------ Data extract

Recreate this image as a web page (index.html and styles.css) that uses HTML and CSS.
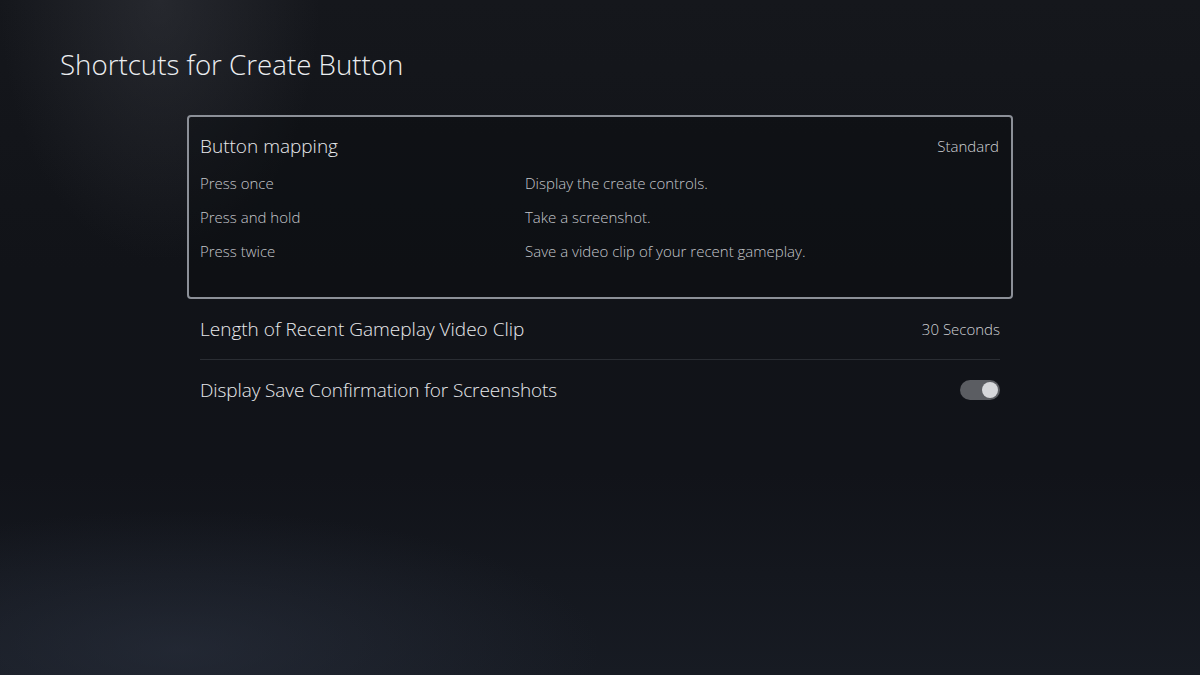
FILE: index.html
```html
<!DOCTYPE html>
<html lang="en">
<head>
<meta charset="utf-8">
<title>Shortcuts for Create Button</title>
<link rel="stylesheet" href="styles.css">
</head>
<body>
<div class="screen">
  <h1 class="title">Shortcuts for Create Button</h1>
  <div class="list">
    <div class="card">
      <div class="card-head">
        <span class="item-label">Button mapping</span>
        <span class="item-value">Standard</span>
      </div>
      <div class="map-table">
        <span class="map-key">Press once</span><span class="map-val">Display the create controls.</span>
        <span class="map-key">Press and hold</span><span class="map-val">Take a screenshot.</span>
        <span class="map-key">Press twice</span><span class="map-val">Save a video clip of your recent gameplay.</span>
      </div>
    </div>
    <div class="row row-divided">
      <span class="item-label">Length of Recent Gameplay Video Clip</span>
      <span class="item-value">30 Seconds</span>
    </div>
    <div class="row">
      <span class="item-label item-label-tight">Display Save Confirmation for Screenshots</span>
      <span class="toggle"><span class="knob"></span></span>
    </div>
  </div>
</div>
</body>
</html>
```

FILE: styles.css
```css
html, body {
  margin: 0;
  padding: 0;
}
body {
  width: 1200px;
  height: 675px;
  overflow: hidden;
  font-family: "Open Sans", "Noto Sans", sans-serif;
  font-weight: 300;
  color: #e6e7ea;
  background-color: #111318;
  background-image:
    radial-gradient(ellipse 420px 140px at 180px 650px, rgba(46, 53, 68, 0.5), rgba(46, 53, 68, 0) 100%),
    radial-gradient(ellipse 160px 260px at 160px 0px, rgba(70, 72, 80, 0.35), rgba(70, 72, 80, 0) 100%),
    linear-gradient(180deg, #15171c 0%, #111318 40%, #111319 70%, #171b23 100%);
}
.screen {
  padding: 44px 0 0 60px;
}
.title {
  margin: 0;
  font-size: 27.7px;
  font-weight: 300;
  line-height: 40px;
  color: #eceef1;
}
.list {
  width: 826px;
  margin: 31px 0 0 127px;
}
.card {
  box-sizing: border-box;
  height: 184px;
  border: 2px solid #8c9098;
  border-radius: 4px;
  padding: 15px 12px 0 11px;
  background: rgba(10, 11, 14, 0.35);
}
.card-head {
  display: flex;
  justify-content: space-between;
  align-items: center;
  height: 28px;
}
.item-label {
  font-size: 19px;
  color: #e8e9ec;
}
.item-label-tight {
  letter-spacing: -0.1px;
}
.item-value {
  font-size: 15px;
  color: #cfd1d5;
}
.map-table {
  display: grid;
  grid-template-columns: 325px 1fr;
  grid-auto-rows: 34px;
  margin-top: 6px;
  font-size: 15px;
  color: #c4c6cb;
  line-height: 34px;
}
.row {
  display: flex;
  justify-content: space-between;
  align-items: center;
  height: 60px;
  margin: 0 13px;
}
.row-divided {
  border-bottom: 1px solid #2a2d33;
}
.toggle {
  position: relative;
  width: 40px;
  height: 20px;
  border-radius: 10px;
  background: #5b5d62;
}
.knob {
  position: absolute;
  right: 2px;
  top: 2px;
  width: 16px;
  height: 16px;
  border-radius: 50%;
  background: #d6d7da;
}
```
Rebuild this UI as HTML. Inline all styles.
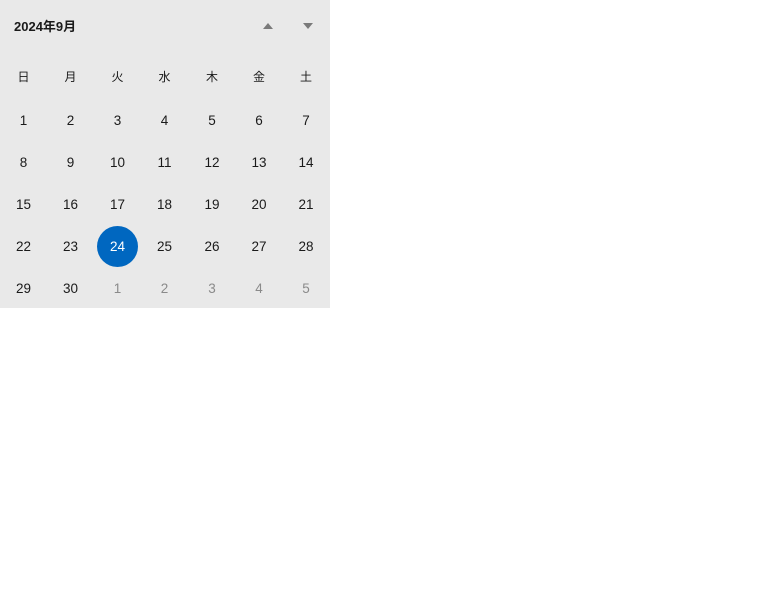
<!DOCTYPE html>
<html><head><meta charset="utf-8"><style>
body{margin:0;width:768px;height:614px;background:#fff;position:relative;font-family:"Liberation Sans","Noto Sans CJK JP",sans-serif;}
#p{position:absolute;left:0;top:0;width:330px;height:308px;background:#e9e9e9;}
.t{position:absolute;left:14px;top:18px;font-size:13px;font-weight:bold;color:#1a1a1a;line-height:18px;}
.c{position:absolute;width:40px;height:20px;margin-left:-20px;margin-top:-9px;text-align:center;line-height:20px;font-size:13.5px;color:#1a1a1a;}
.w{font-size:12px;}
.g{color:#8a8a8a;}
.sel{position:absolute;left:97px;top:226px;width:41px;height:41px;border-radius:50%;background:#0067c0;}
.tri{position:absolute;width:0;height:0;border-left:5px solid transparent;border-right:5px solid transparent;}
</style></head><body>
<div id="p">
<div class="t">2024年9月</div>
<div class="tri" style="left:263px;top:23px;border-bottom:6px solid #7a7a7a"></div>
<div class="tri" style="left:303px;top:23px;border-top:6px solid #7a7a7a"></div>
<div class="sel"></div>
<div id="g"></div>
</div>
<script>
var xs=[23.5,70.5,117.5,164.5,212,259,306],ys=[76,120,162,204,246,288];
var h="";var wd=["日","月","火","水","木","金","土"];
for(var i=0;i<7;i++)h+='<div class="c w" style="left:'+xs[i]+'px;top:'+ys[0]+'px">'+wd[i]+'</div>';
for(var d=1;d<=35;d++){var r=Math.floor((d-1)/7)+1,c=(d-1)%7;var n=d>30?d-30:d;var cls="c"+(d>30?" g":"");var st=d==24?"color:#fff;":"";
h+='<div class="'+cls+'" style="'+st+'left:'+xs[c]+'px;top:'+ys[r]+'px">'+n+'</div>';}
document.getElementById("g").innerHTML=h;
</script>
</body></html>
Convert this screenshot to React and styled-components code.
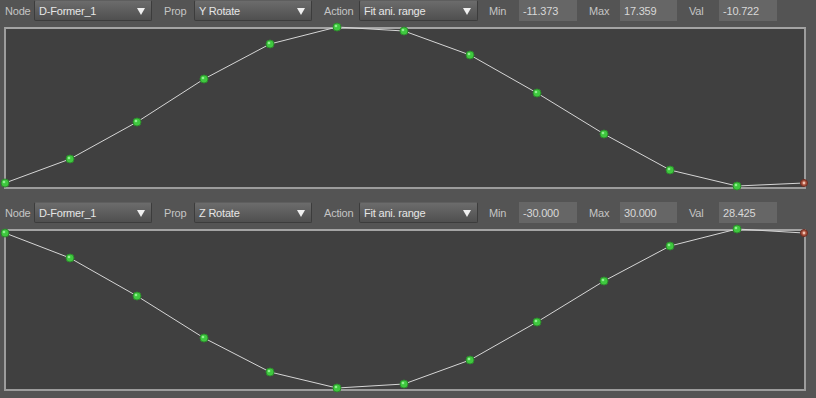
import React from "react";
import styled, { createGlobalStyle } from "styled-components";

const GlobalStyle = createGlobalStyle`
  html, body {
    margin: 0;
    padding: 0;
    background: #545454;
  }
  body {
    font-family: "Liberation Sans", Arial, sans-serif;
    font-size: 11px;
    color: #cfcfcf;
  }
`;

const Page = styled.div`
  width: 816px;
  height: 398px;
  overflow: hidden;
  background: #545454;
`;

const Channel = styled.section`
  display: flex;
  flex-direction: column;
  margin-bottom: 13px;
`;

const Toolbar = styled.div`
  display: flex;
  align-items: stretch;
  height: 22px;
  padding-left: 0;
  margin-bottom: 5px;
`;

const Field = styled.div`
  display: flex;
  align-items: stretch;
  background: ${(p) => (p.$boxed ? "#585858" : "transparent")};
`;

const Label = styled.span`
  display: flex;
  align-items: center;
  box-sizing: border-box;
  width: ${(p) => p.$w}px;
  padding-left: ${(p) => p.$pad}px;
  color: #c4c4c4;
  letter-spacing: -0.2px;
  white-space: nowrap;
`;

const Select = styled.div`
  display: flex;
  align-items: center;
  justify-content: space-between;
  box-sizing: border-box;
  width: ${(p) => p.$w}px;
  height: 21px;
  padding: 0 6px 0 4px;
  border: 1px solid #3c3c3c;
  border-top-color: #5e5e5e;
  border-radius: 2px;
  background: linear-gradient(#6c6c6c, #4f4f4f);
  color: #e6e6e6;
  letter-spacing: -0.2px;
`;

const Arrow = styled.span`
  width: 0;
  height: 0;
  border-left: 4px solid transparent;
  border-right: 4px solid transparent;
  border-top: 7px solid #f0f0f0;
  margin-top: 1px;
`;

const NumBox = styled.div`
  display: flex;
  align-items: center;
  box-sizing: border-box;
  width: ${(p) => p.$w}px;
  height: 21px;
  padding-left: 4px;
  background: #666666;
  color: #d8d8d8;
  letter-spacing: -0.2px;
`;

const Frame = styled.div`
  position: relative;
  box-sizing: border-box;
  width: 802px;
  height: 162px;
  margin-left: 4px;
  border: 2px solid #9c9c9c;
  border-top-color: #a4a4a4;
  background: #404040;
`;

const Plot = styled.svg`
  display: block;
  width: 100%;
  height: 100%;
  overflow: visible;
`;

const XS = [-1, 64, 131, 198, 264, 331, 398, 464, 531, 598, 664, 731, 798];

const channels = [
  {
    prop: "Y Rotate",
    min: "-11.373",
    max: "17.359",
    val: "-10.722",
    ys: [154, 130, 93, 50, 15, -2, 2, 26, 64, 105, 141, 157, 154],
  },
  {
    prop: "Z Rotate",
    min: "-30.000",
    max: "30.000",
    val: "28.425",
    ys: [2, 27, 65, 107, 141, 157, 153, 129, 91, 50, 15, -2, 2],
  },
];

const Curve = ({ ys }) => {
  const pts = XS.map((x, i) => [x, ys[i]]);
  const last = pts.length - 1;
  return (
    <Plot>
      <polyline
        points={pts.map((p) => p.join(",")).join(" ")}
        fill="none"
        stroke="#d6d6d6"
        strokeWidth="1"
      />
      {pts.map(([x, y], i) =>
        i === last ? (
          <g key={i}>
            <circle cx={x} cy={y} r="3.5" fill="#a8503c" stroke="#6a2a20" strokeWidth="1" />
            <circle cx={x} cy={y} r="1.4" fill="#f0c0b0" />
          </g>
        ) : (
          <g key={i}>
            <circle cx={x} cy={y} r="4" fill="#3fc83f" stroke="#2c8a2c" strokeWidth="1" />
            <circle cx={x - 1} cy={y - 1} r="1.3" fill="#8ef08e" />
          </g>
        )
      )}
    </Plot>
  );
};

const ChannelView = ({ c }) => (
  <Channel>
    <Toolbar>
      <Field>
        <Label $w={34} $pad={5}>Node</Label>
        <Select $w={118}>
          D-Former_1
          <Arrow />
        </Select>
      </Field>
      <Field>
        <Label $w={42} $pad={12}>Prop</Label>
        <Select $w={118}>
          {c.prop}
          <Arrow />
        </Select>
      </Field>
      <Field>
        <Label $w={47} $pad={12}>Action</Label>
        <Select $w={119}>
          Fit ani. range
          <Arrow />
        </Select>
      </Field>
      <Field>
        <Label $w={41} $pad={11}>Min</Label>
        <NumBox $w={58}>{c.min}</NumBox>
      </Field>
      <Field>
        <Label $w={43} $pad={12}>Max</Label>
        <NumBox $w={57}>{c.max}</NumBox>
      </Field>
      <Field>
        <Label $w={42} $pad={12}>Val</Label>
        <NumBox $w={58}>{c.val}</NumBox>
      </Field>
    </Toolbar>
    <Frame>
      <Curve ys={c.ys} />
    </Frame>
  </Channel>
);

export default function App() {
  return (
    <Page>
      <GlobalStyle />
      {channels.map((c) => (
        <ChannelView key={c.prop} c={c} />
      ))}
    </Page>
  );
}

------------

# [Your instructions]
Show each line in the entries that holds the string "components".

# [Full solution]
Convert this screenshot to React and styled-components code.
import styled, { createGlobalStyle } from "styled-components";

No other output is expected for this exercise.